In a 2004 policy statement, Kenneth L. Marcus—then–deputy assistant secretary for enforcement at the Department of Education’s Office of Civil Rights—answered that question. “Groups that face discrimination on the basis of shared ethnic characteristics,” Marcus wrote, “may not be denied the protection” under Title VI “on the ground that they also share a common faith.” Put differently, people who face discrimination because of their perceived ethnicity do not lose protection because of their religion. The Office of Civil Rights, Marcus continued, “will exercise its jurisdiction to enforce the Title VI prohibition against national origin discrimination, regardless of whether the groups targeted for discrimination also exhibit religious characteristics. Thus, for example, OCR aggressively investigates alleged race or ethnic harassment against Arab Muslim, Sikh and Jewish students.”

The Obama administration reaffirmed this position in a 2010 letter written by Assistant Attorney General Thomas E. Perez, who is now the chair of the Democratic National Committee. “We agree,” Perez wrote, with Marcus’ analysis. “Although Title VI does not prohibit discrimination on the basis of religion, discrimination against Jews, Muslims, Sikhs, and members of other religious groups violates Title VI when that discrimination is based on the group’s actual or perceived shared ancestry or ethnic characteristics, rather than its members’ religious practice.” Perez added that Title VI “prohibits discrimination against an individual where it is based on actual or perceived citizenship or residency in a country whose residents share a dominant religion or a distinct religious identity.”

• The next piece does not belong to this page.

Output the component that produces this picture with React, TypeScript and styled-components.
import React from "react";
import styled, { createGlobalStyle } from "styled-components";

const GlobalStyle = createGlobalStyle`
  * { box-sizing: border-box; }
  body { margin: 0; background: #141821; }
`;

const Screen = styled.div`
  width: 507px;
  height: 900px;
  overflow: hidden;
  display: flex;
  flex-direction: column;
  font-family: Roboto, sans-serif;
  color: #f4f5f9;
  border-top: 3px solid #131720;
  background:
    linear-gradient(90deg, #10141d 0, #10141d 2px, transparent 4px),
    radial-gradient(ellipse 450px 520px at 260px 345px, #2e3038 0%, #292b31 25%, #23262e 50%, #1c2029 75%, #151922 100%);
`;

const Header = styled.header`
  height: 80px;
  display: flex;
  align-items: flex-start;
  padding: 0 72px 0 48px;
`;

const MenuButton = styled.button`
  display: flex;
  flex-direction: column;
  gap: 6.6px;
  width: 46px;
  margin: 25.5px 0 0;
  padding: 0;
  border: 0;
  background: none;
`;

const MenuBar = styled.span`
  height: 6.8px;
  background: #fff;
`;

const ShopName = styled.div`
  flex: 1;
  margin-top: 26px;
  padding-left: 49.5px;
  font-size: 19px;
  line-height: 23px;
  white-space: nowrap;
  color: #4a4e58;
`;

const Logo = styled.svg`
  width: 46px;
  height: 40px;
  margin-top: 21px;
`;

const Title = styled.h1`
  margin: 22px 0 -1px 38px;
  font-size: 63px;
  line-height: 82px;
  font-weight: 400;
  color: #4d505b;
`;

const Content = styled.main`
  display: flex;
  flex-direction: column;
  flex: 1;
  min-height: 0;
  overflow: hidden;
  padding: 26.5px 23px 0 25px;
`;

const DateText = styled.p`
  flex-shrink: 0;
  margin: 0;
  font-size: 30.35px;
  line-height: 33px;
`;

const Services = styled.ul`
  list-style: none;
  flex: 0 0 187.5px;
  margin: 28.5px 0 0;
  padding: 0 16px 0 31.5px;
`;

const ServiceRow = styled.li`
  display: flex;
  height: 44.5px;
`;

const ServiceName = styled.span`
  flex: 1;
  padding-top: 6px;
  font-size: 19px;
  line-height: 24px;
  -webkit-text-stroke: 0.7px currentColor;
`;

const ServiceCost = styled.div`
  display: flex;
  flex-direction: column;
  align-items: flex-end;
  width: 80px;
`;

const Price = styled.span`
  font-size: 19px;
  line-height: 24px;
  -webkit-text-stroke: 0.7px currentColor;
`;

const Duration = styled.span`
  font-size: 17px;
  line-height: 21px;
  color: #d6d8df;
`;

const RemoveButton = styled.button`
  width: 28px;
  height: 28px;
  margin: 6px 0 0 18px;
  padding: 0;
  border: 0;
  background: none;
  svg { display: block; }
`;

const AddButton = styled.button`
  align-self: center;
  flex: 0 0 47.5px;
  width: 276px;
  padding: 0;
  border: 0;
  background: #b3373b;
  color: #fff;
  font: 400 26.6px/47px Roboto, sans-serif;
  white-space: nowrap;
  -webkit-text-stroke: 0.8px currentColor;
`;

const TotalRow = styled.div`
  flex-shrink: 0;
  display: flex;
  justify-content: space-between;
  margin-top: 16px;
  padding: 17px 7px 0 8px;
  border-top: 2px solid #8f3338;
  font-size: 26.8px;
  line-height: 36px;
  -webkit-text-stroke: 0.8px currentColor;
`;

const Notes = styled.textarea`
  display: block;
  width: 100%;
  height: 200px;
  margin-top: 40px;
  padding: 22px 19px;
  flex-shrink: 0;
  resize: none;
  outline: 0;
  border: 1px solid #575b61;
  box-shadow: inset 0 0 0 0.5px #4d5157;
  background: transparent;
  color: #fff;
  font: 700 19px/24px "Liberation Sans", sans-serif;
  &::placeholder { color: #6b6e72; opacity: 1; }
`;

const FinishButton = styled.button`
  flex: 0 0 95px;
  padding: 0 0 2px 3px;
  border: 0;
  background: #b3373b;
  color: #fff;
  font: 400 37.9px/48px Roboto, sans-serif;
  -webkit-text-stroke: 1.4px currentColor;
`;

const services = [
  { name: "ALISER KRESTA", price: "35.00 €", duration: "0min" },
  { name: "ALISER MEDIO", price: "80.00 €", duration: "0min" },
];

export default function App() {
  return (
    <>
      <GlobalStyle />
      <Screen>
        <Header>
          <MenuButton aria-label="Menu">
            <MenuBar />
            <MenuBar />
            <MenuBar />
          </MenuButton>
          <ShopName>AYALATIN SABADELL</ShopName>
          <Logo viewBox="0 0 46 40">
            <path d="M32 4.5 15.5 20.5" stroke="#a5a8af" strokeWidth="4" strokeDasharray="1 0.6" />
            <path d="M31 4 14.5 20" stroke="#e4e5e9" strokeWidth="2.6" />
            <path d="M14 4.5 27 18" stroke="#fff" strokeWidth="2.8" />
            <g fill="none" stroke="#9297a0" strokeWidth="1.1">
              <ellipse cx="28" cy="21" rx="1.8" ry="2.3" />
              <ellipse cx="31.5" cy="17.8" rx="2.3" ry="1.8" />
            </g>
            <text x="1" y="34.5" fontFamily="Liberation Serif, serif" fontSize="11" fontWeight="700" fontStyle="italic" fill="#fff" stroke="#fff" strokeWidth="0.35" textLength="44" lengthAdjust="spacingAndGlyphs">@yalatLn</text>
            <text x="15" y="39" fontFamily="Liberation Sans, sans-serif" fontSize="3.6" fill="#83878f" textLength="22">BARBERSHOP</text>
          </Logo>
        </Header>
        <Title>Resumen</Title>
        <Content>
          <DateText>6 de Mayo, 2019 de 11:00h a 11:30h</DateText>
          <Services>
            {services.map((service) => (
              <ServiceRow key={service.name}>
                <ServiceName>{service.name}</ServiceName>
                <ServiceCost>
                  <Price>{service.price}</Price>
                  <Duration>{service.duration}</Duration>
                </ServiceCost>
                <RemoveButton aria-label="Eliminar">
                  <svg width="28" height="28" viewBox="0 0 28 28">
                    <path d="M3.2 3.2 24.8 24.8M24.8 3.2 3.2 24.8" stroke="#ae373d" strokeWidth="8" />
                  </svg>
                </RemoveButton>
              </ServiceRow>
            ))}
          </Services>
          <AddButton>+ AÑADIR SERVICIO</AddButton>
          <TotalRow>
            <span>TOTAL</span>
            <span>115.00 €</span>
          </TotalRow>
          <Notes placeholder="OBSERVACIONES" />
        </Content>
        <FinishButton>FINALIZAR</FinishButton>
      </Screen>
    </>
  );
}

On Wednesday, I asked Perez’s former principal deputy, Sam Bagenstos—now a professor at University of Michigan Law School—whether he felt this reasoning equated any religious group of a nationality or race. “The key point we were making,” he told me, “is that sometimes discrimination against Jews, Muslims, and others is based on a perception of shared race, ethnicity, or national origin, and in those cases it’s appropriate to think of that discrimination as race or national origin discrimination as well as religious discrimination. It doesn’t mean that the government is saying that the group is a racial or national group. The government is saying that the discrimination is based on the discriminator’s perception of race or national origin. That’s a very different matter from saying that anti-Israel or pro-Palestinian speech constitutes discrimination.”

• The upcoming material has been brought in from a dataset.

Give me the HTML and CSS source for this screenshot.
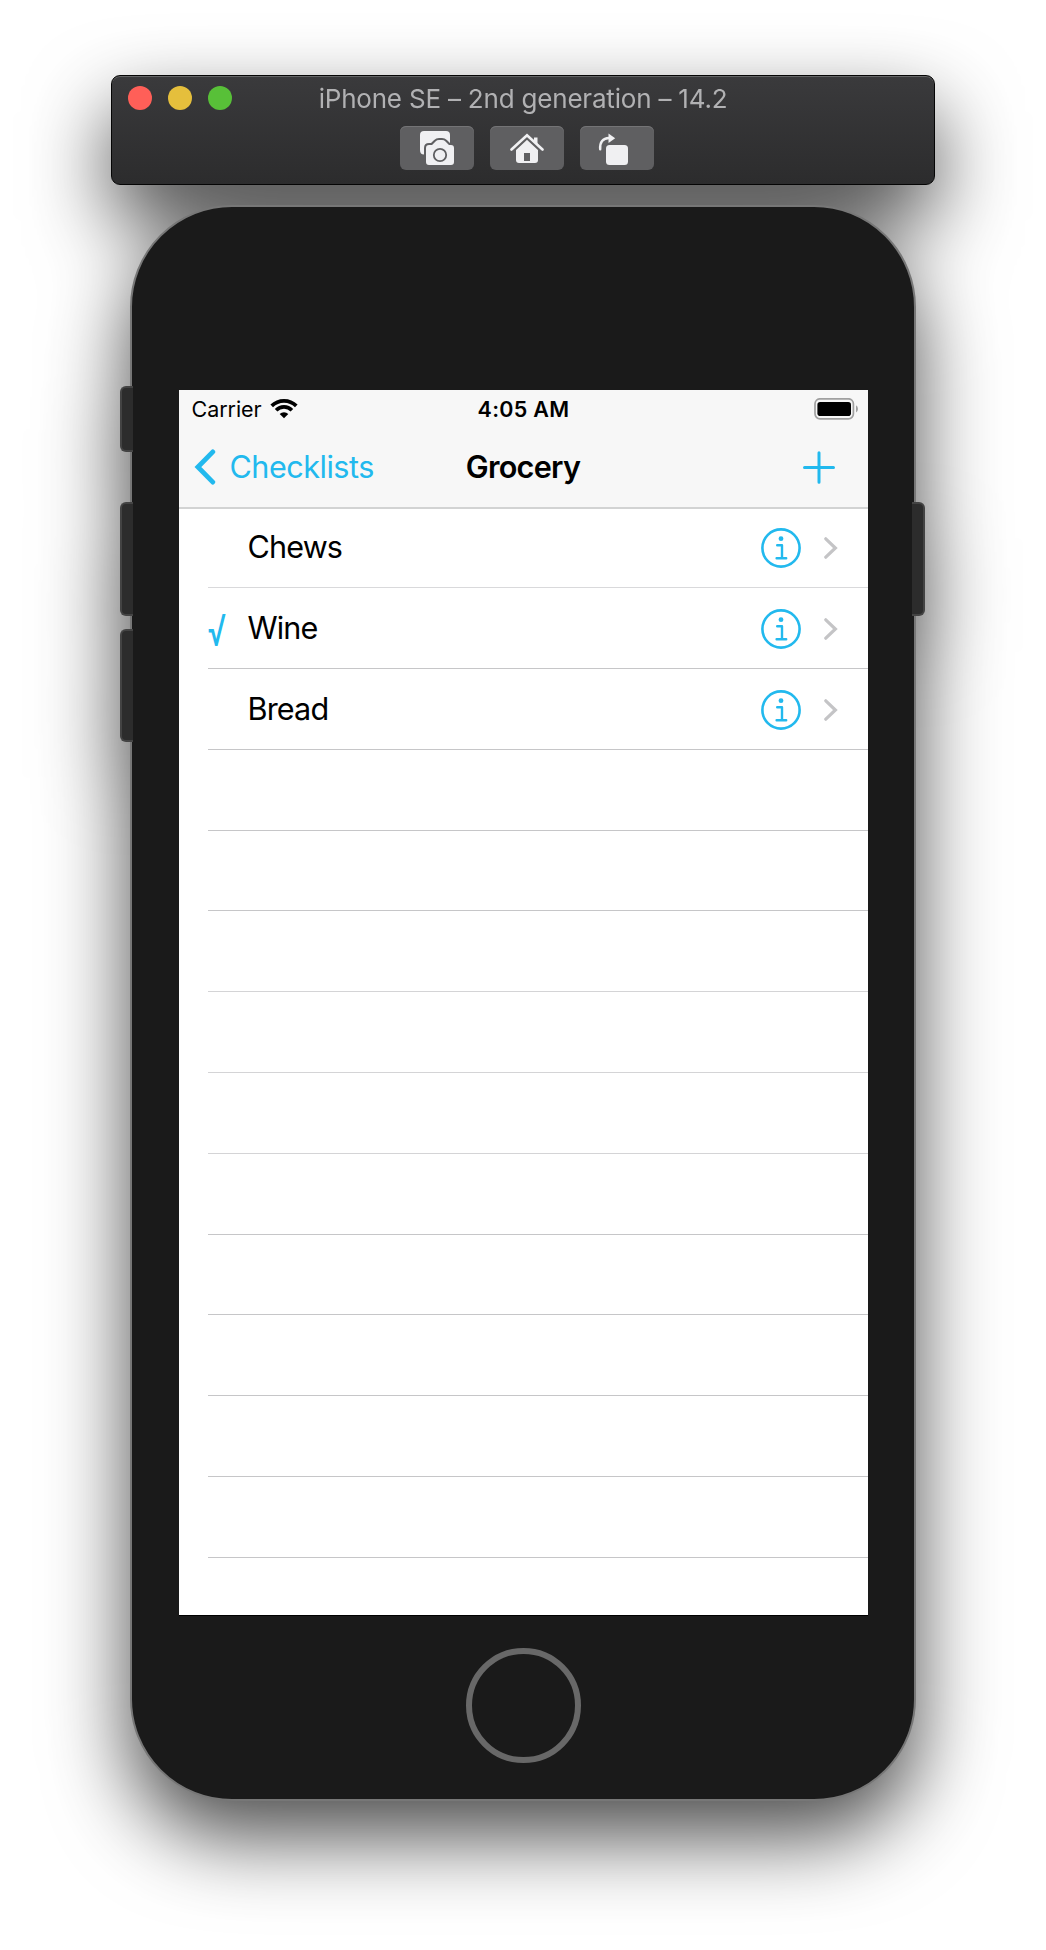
FILE: index.html
```html
<!DOCTYPE html>
<html lang="en">
<head>
<meta charset="utf-8">
<title>iPhone SE – 2nd generation – 14.2</title>
<link rel="stylesheet" href="styles.css">
</head>
<body>
<svg class="defs" aria-hidden="true">
  <symbol id="info" viewBox="0 0 40 40">
    <circle cx="20" cy="20" r="18.6" fill="none" stroke="currentColor" stroke-width="2.6"/>
    <circle cx="20" cy="10.7" r="2.4" fill="currentColor"/>
    <path d="M16.2 17.2H21V30.2M15.6 30.2H25.2" fill="none" stroke="currentColor" stroke-width="2.4" stroke-linecap="round" stroke-linejoin="round"/>
  </symbol>
  <symbol id="chevron" viewBox="0 0 14 22">
    <path d="M1.8 1.8 11.4 11 1.8 20.2" fill="none" stroke="currentColor" stroke-width="3.2" stroke-linecap="round" stroke-linejoin="miter"/>
  </symbol>
</svg>
<div class="simulator">
  <header class="toolbar">
    <div class="titlebar">
      <div class="lights"><i class="light close"></i><i class="light minimize"></i><i class="light zoom"></i></div>
      <h1 class="window-title"><span>iPhone SE – 2nd generation – 14.2</span></h1>
    </div>
    <div class="tools">
      <button class="tool" aria-label="Screenshot">
        <svg width="74" height="44" viewBox="0 0 74 44">
          <path d="M24 5H46Q50 5 50 9V20H20V9Q20 5 24 5Z" fill="#f0f0f2"/>
          <path d="M20 20H30V28.6H24Q20 28.6 20 24Z" fill="#f0f0f2"/>
          <path d="M29 19H32L35.5 15.4Q37 14 39 14H42Q44 14 45.500 15.4L49 19H51Q54 19 54 22V36Q54 39 51 39H29Q26 39 26 36V22Q26 19 29 19Z" fill="#f0f0f2" stroke="#5f5f61" stroke-width="4" paint-order="stroke"/>
          <circle cx="40" cy="29" r="6.2" fill="none" stroke="#5f5f61" stroke-width="1.8"/>
        </svg>
      </button>
      <button class="tool" aria-label="Home">
        <svg width="74" height="44" viewBox="0 0 74 44">
          <path d="M26 22.500 37 11.500 48 22.500V34Q48 37 45 37H29Q26 37 26 34Z" fill="#f0f0f2"/>
          <path d="M44 11.500H47.500V20H44Z" fill="#f0f0f2"/>
          <path d="M23 24.500 37 11.500 51 24.500" fill="none" stroke="#5f5f61" stroke-width="3.500"/>
          <path d="M21.500 23.500 37 9.200 52.500 23.500" fill="none" stroke="#f0f0f2" stroke-width="2.600" stroke-linecap="round"/>
          <path d="M34 27H40V35H34Z" fill="#5f5f61"/>
        </svg>
      </button>
      <button class="tool" aria-label="Rotate">
        <svg width="74" height="44" viewBox="0 0 74 44">
          <rect x="26" y="19" width="22" height="20" rx="3.500" fill="#f0f0f2"/>
          <path d="M20.200 23.400C19.500 16 23 12.200 29 12" fill="none" stroke="#f0f0f2" stroke-width="2.400" stroke-linecap="round"/>
          <path d="M28.500 7.500 35.200 12.200 28.500 17Z" fill="#f0f0f2"/>
        </svg>
      </button>
    </div>
  </header>

  <div class="device">
    <i class="key mute"></i><i class="key volume-up"></i><i class="key volume-down"></i><i class="key power"></i>
    <main class="screen">
      <div class="statusbar">
        <div class="carrier"><span class="carrier-name">Carrier</span>
          <svg width="28" height="21" viewBox="0 0 28 21">
            <g fill="none" stroke="#000" stroke-width="3.700">
              <path d="M1.700 7.900A17.400 17.400 0 0 1 26.300 7.900"/>
              <path d="M6.100 12.200A11.200 11.200 0 0 1 21.900 12.200"/>
            </g>
            <path d="M14 20.300 9.700 16A6.200 6.200 0 0 1 18.300 16Z"/>
          </svg>
        </div>
        <div class="clock"><span>4:05 AM</span></div>
        <svg class="battery" width="46" height="22" viewBox="0 0 46 22">
          <rect x="1" y=".8" width="38.400" height="20" rx="5" fill="none" stroke="#a0a0a0" stroke-width="1.700"/>
          <rect x="3.400" y="4" width="33.600" height="14" rx="2.800"/>
          <path d="M42 7.200Q44 8.500 44 10.900T42 14.600Z" fill="#a0a0a0"/>
        </svg>
      </div>
      <nav class="navbar">
        <a class="back">
          <svg width="22" height="36" viewBox="0 0 22 36"><path d="M18.800 2.900 3.900 18 18.800 33.100" fill="none" stroke="currentColor" stroke-width="4.800" stroke-linecap="round" stroke-linejoin="miter"/></svg>
          <span>Checklists</span>
        </a>
        <h2 class="nav-title"><span>Grocery</span></h2>
        <svg class="add" width="32" height="33" viewBox="0 0 32 33"><path d="M1.500 16.500H30.500M16 1.700V31.300" stroke="currentColor" stroke-width="3" stroke-linecap="round"/></svg>
      </nav>
      <ul class="list">
        <li class="row"><span class="check"></span><span class="label">Chews</span><svg class="info"><use href="#info"/></svg><svg class="disclosure"><use href="#chevron"/></svg></li>
        <li class="row"><span class="check">√</span><span class="label">Wine</span><svg class="info"><use href="#info"/></svg><svg class="disclosure"><use href="#chevron"/></svg></li>
        <li class="row"><span class="check"></span><span class="label">Bread</span><svg class="info"><use href="#info"/></svg><svg class="disclosure"><use href="#chevron"/></svg></li>
        <li class="row"></li><li class="row"></li><li class="row soft"></li><li class="row soft"></li><li class="row soft"></li>
        <li class="row"></li><li class="row"></li><li class="row"></li><li class="row"></li><li class="row"></li>
      </ul>
    </main>
    <div class="home"></div>
  </div>
</div>
</body>
</html>
```
FILE: styles.css
```css
* { box-sizing: border-box; }
body {
  margin: 0;
  height: 1950px;
  background: #fff;
  font-family: Inter, "Liberation Sans", sans-serif;
  overflow: hidden;
}
.defs { display: block; width: 0; height: 0; }
h1, h2, ul { margin: 0; padding: 0; list-style: none; }
svg { display: block; flex: none; }
.simulator {
  display: flex;
  flex-direction: column;
  align-items: center;
  gap: 20px;
  padding-top: 75px;
  filter: drop-shadow(0 36px 41px rgba(0, 0, 0, .7));
}

.toolbar {
  width: 824px;
  height: 110px;
  border: 1px solid #050505;
  border-radius: 9px;
  background: linear-gradient(#3a3a3c, #2c2c2d);
  box-shadow: inset 0 1px 0 #646566;
}
.titlebar { display: grid; grid-template-columns: 1fr auto 1fr; align-items: center; height: 44px; padding: 0 16px; }
.lights { display: flex; gap: 16px; }
.light { width: 24px; height: 24px; border-radius: 50%; }
.close { background: #ff5f58; }
.minimize { background: #e5bf3c; }
.zoom { background: #58c038; }
.window-title { padding-top: 2px; font-size: 26px; font-weight: 400; line-height: 42px; letter-spacing: -.2px; color: #b1b1b3; white-space: nowrap; }
.tools { display: flex; justify-content: center; gap: 16px; padding: 6px 0 0 8px; }
.tool {
  width: 74px;
  height: 44px;
  padding: 0;
  border: 0;
  border-radius: 6px;
  background: #5f5f61;
  box-shadow: inset 0 1px 0 #747476;
}

.device {
  position: relative;
  display: flex;
  flex-direction: column;
  align-items: center;
  width: 786px;
  height: 1596px;
  padding-top: 183px;
  border: 2px solid #777;
  border-radius: 102px;
  background: #1a1a1a;
}
.key { position: absolute; width: 13px; background: #2c2c2c; border: 2px solid #434343; }
.mute, .volume-up, .volume-down { left: -12px; border-right: 0; border-radius: 6px 0 0 6px; }
.mute { top: 179px; height: 66px; }
.volume-up { top: 295px; height: 114px; }
.volume-down { top: 422px; height: 113px; }
.power { right: -11px; top: 295px; height: 114px; border-left: 0; border-radius: 0 6px 6px 0; }
.screen { width: 689px; height: 1225px; background: #fff; box-shadow: 0 1px 0 #000; }
.home { width: 115px; height: 115px; margin-top: 33px; border: 6px solid #686868; border-radius: 50%; }

.statusbar, .navbar { display: grid; grid-template-columns: minmax(0, 1fr) auto minmax(0, 1fr); align-items: center; background: #f7f7f7; }
.statusbar { height: 37px; padding: 0 8px 0 13px; }
.carrier { display: flex; align-items: center; gap: 8px; font-size: 21.500px; }
.carrier-name { letter-spacing: -.05px; }
.clock { padding-right: 4px; font-size: 21.500px; font-weight: 600; letter-spacing: .3px; }
.battery { justify-self: end; }
.navbar { height: 82px; padding: 0 33px 0 15px; border-bottom: 2px solid #d2d3d3; }
.back { display: flex; align-items: center; gap: 14px; font-size: 30.600px; letter-spacing: -.5px; color: #22b9ee; }
.back span, .nav-title span { display: block; padding-bottom: 2px; }
.nav-title { margin-left: 18px; font-size: 30.600px; font-weight: 600; letter-spacing: -.7px; }
.add { justify-self: end; color: #22b9ee; }

.row {
  display: flex;
  align-items: center;
  height: 80.800px;
  margin-left: 29px;
  padding: 2px 30px 0 0;
  border-bottom: 1px solid #c6c6c8;
}
.row:first-child { height: 79.300px; padding-top: 0; border-bottom-color: #d9d9db; }
.row.soft { border-bottom-color: #d4d4d6; }
.check { width: 40px; padding-top: 2px; font-size: 30px; font-weight: 400; line-height: 32px; color: #22b9ee; transform: scaleY(1.450); }
.label { flex: 1; padding-bottom: 3px; font-size: 30.600px; letter-spacing: -.85px; }
.info { width: 40px; height: 40px; color: #22b9ee; }
.disclosure { width: 14px; height: 22px; margin-left: 23px; color: #c4c4c6; }
```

Trump’s EO does not deviate from this understanding of the overlap between discrimination on the basis of race or nationality and discrimination against religion. It only changes the law insofar as it expands the definition of anti-Semitism that may run afoul of Title VI. In assessing potential violations, the order directs executive agencies to look to the International Holocaust Remembrance Alliance’s definition—chiefly “hatred toward Jews” directed at individuals, their property, their “community institutions and religious facilities.”

Agencies must also refer to the IHRA’s “Contemporary Examples of Anti-Semitism.” That list contains a number of obvious, unobjectionable examples. But it also includes two more controversial examples: “Denying the Jewish people their right to self-determination, e.g., by claiming that the existence of a State of Israel is a racist endeavor,” and “Applying double standards by requiring of it a behavior not expected or demanded of any other democratic nation.” To the extent that anyone is alarmed by Wednesday’s order, these examples should be the focus of their concern. A tendentious reading of this rule could theoretically get students in trouble for severe condemnation of Israeli policy, even when it does not cross the line into a condemnation of Jews.

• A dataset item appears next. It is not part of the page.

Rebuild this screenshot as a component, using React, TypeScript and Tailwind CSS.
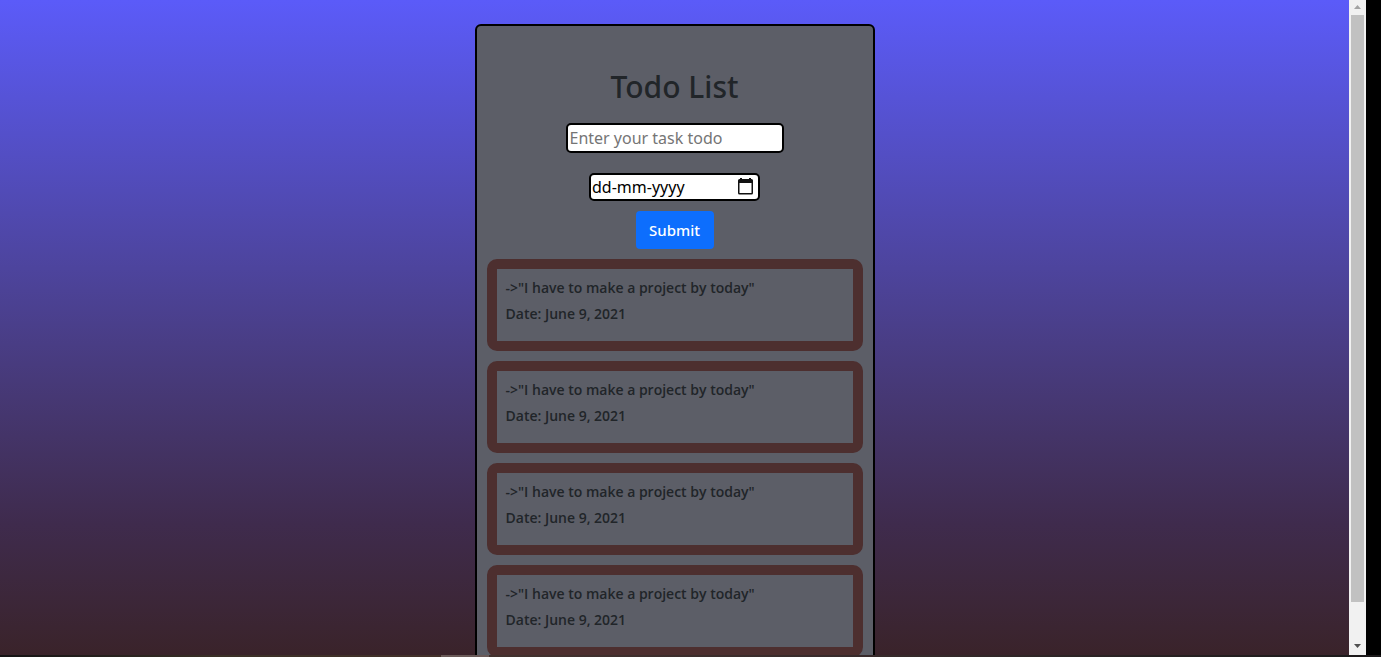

But the order only directs agencies to consider the IHRA’s list “to the extent that any examples might be useful as evidence of discriminatory intent.” In other words, applying double standards to Israel alone would not trigger a Title VI investigation. Instead, the IHRA’s list would only come into play after an individual is accused of overt anti-Semitism with an ethnic component, and then only as evidence of bigoted intent. Moreover, the order states that agencies “shall not diminish or infringe upon any right protected under Federal law or under the First Amendment” in enforcing Title VI. Because political criticism of Israel is plainly protected speech, the impact of the order’s revised definition of anti-Semitism will likely be limited.

In fact, it’s unclear whether Wednesday’s order will have any impact, given that it mostly just reaffirms the current law. The New York Times’ reporting provoked anger among many Jews, who feared that an order to “effectively interpret Judaism as a race or nationality” would stoke anti-Semitism. But the order does no such thing. It restates the federal government’s long-standing interpretation of Title VI to encompass some anti-Jewish bias. And it raises the faint possibility that, in some case down the road, a student’s sharp criticism of Israel may be used as evidence of anti-Semitic intent after he has been accused of targeting Jews because of their perceived race or nationality. Is this order red meat for Republicans who believe colleges are increasingly hostile to Jews? Probably. Will it quash the pro-Palestine movement on campuses or impose an unwanted classification on American Jews? Absolutely not.